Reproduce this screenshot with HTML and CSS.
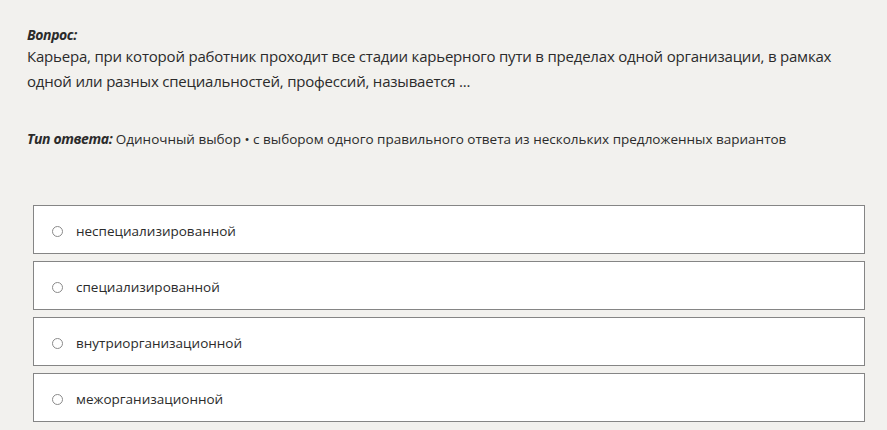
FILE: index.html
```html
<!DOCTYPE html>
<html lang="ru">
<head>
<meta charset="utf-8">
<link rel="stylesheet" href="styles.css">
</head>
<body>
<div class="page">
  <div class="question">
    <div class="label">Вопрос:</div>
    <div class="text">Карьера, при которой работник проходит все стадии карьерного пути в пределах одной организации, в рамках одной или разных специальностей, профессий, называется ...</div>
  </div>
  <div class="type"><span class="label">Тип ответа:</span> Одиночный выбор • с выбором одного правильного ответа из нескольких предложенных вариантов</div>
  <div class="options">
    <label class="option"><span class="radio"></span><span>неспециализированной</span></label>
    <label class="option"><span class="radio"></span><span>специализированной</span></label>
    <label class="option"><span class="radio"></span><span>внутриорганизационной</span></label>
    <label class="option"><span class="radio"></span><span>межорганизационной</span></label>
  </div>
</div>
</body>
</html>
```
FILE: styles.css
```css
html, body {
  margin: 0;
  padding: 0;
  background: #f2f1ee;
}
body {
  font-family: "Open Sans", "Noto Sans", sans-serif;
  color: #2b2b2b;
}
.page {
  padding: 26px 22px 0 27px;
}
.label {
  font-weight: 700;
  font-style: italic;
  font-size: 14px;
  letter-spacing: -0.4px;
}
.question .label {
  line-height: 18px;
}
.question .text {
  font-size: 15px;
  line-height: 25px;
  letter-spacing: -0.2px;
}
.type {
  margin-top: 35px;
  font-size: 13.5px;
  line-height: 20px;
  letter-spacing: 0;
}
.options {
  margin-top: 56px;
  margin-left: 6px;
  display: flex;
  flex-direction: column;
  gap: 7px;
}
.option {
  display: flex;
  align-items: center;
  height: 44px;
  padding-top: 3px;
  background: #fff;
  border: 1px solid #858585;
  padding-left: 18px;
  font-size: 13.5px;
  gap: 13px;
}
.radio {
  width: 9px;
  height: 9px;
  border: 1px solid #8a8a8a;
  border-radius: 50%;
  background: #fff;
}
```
====================
WHAT YOU WILL DO:
Copy the whole of the material above exactly, but not its images.

RESULT BELOW:
Reproduce this screenshot with HTML and CSS.
FILE: index.html
```html
<!DOCTYPE html>
<html lang="ru">
<head>
<meta charset="utf-8">
<link rel="stylesheet" href="styles.css">
</head>
<body>
<div class="page">
  <div class="question">
    <div class="label">Вопрос:</div>
    <div class="text">Карьера, при которой работник проходит все стадии карьерного пути в пределах одной организации, в рамках одной или разных специальностей, профессий, называется ...</div>
  </div>
  <div class="type"><span class="label">Тип ответа:</span> Одиночный выбор • с выбором одного правильного ответа из нескольких предложенных вариантов</div>
  <div class="options">
    <label class="option"><span class="radio"></span><span>неспециализированной</span></label>
    <label class="option"><span class="radio"></span><span>специализированной</span></label>
    <label class="option"><span class="radio"></span><span>внутриорганизационной</span></label>
    <label class="option"><span class="radio"></span><span>межорганизационной</span></label>
  </div>
</div>
</body>
</html>
```
FILE: styles.css
```css
html, body {
  margin: 0;
  padding: 0;
  background: #f2f1ee;
}
body {
  font-family: "Open Sans", "Noto Sans", sans-serif;
  color: #2b2b2b;
}
.page {
  padding: 26px 22px 0 27px;
}
.label {
  font-weight: 700;
  font-style: italic;
  font-size: 14px;
  letter-spacing: -0.4px;
}
.question .label {
  line-height: 18px;
}
.question .text {
  font-size: 15px;
  line-height: 25px;
  letter-spacing: -0.2px;
}
.type {
  margin-top: 35px;
  font-size: 13.5px;
  line-height: 20px;
  letter-spacing: 0;
}
.options {
  margin-top: 56px;
  margin-left: 6px;
  display: flex;
  flex-direction: column;
  gap: 7px;
}
.option {
  display: flex;
  align-items: center;
  height: 44px;
  padding-top: 3px;
  background: #fff;
  border: 1px solid #858585;
  padding-left: 18px;
  font-size: 13.5px;
  gap: 13px;
}
.radio {
  width: 9px;
  height: 9px;
  border: 1px solid #8a8a8a;
  border-radius: 50%;
  background: #fff;
}
```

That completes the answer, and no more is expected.